**Exercise**:
Make an exact copy of the data below, leaving out every picture.

**Recorded data**:
* start *
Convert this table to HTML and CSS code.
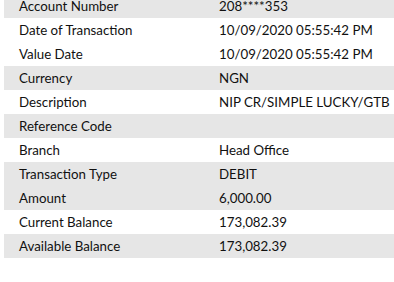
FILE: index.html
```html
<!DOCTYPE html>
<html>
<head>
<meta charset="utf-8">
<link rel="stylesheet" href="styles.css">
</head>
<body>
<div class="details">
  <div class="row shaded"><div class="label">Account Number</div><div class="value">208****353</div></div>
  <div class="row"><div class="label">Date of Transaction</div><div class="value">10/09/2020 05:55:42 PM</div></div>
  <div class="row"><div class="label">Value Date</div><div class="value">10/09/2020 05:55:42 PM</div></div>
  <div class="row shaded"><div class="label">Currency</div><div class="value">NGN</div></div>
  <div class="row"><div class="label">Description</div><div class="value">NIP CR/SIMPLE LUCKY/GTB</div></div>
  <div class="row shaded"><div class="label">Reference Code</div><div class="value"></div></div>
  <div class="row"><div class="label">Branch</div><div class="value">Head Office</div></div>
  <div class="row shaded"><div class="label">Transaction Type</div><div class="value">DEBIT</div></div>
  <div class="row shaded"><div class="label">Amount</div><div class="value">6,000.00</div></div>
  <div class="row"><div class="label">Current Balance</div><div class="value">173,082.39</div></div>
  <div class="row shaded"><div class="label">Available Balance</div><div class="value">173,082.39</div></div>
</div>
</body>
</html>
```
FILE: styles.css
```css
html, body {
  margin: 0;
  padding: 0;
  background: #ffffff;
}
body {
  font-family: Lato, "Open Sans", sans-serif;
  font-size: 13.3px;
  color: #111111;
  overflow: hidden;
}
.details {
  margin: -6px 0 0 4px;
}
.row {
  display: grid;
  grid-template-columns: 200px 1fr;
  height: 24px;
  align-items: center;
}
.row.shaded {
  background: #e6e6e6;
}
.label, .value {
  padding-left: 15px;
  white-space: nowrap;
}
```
* end *
**Expected answer**:
Convert this table to HTML and CSS code.
FILE: index.html
```html
<!DOCTYPE html>
<html>
<head>
<meta charset="utf-8">
<link rel="stylesheet" href="styles.css">
</head>
<body>
<div class="details">
  <div class="row shaded"><div class="label">Account Number</div><div class="value">208****353</div></div>
  <div class="row"><div class="label">Date of Transaction</div><div class="value">10/09/2020 05:55:42 PM</div></div>
  <div class="row"><div class="label">Value Date</div><div class="value">10/09/2020 05:55:42 PM</div></div>
  <div class="row shaded"><div class="label">Currency</div><div class="value">NGN</div></div>
  <div class="row"><div class="label">Description</div><div class="value">NIP CR/SIMPLE LUCKY/GTB</div></div>
  <div class="row shaded"><div class="label">Reference Code</div><div class="value"></div></div>
  <div class="row"><div class="label">Branch</div><div class="value">Head Office</div></div>
  <div class="row shaded"><div class="label">Transaction Type</div><div class="value">DEBIT</div></div>
  <div class="row shaded"><div class="label">Amount</div><div class="value">6,000.00</div></div>
  <div class="row"><div class="label">Current Balance</div><div class="value">173,082.39</div></div>
  <div class="row shaded"><div class="label">Available Balance</div><div class="value">173,082.39</div></div>
</div>
</body>
</html>
```
FILE: styles.css
```css
html, body {
  margin: 0;
  padding: 0;
  background: #ffffff;
}
body {
  font-family: Lato, "Open Sans", sans-serif;
  font-size: 13.3px;
  color: #111111;
  overflow: hidden;
}
.details {
  margin: -6px 0 0 4px;
}
.row {
  display: grid;
  grid-template-columns: 200px 1fr;
  height: 24px;
  align-items: center;
}
.row.shaded {
  background: #e6e6e6;
}
.label, .value {
  padding-left: 15px;
  white-space: nowrap;
}
```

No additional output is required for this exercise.